As the service has grown and larger sites start using it, I've started to meet the needs of those larger, usually commercial, sites. If your organisation would like to support the service and requires invoicing, please contact me directly and I can arrange that for you. I also offer a Service Level Agreement and Privacy Agreement if you'd like assurances about the operation of the service and for enterprise level deployments you can be isolated on your own reporting infrastructure. If you feel you have specific requirements not covered here then please email me to see if we can cater for your needs.


Looking forwards

I have some truly amazing ideas for how to improve the service and I'm looking forward to blogging and talking about all of them. With the service continuing to grow as it is, and with such a large existing user base, I'm hopeful that enough people will choose to support the service that it remains free so I can dedicate what time I do have to spend on it on these features. If you do a quick scan of the Alexa Top 1,000 sites and look at how many of them are using report-uri.io for their CSP and/or HPKP reporting, the service clearly has potential and is providing genuine benefits to those that use it right now.
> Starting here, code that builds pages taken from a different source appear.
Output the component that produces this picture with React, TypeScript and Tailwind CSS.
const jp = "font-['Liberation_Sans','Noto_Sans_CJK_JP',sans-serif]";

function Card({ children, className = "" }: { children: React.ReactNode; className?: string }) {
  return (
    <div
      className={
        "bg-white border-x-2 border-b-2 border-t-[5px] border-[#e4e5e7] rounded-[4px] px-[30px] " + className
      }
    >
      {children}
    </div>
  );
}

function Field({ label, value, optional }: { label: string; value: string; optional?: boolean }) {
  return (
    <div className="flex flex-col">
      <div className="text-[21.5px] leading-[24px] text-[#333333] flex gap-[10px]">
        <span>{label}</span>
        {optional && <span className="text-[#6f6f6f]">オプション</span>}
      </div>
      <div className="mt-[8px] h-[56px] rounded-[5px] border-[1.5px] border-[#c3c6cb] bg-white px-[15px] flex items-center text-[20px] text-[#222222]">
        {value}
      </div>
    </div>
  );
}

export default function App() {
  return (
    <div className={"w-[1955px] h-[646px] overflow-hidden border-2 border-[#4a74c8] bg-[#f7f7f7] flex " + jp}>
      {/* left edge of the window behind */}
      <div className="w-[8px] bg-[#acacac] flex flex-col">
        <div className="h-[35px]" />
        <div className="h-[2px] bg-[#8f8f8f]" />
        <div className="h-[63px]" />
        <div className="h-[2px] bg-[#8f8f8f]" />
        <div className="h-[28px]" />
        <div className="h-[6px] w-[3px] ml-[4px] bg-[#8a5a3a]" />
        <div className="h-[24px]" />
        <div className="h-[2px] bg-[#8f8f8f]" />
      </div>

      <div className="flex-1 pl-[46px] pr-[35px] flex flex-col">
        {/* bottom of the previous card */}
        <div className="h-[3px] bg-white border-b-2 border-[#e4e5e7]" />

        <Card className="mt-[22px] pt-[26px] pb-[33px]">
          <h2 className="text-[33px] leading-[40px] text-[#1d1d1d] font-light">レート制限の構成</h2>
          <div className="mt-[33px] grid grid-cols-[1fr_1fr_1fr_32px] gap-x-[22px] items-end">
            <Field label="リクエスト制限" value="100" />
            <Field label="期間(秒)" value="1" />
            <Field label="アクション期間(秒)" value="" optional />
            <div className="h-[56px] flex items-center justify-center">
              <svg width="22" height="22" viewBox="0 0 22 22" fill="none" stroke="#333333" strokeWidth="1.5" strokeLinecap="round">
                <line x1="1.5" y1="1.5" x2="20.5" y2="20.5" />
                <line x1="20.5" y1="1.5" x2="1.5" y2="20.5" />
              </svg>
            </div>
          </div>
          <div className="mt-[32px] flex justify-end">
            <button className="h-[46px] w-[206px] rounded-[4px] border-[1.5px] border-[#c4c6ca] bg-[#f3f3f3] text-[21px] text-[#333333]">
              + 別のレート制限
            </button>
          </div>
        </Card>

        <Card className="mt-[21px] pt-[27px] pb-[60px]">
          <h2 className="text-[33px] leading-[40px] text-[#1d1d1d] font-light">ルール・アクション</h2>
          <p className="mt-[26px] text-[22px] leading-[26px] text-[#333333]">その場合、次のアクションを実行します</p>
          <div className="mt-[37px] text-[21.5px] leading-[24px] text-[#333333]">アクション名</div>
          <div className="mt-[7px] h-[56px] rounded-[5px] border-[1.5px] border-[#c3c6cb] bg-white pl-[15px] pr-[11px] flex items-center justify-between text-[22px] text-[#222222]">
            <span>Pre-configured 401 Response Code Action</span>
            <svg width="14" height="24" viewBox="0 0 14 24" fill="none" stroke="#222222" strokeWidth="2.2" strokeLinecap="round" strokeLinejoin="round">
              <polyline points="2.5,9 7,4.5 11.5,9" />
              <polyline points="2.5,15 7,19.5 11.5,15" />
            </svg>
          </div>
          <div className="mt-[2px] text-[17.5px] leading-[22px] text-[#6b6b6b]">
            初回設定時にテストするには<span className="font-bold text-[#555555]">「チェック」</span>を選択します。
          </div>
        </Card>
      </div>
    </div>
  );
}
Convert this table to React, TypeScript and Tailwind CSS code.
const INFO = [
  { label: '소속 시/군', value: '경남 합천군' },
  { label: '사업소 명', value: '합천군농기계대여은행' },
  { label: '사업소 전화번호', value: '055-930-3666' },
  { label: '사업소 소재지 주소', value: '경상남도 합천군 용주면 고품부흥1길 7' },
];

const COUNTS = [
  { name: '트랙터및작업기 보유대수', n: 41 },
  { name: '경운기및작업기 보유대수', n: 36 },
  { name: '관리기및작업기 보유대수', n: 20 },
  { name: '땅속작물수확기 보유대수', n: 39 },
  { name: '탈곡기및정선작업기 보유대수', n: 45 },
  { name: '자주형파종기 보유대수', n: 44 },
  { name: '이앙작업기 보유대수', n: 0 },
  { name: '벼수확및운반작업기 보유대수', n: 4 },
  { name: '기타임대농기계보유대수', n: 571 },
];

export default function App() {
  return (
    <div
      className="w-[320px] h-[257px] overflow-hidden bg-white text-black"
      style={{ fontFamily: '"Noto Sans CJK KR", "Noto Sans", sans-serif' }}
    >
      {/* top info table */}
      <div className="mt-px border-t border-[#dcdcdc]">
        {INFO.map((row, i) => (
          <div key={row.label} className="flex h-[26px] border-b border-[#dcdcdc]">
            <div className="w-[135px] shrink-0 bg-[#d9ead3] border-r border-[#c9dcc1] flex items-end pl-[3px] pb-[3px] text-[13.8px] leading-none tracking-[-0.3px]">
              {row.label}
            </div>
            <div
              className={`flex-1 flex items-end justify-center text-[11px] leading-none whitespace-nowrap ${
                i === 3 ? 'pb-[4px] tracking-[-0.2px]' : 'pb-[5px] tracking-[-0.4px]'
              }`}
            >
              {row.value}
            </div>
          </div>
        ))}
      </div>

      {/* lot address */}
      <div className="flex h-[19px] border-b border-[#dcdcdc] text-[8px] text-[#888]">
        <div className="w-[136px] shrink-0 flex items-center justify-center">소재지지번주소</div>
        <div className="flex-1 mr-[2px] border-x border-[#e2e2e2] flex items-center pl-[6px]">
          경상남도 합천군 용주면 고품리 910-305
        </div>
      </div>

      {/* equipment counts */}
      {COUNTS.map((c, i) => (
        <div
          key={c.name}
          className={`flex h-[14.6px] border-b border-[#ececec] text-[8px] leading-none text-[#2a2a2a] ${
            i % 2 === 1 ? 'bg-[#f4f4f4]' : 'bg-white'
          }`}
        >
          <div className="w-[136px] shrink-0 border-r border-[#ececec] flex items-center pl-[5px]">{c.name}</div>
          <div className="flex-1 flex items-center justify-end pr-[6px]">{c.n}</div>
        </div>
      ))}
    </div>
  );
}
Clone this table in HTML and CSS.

To give you an idea of some of the features I'm thinking about, here's a list of those I'm prepared to share publicly so early on, in no particular order:


  • Alerts, via email/slack
  • Weekly reports, via email/slack
  • 2 Factor Authentication
  • Team access
  • CSP Builder using collected reports
  • Embedded dashboards
  • Custom filtering

There are many out there who tell me this won't work and that I'm perhaps being naive in hoping people will pay when they don't have to. I'm hoping that there are those who will see the value in supporting the service and want it to remain free for all to use. I have a lot of big things planned for 2017 and this is the first step!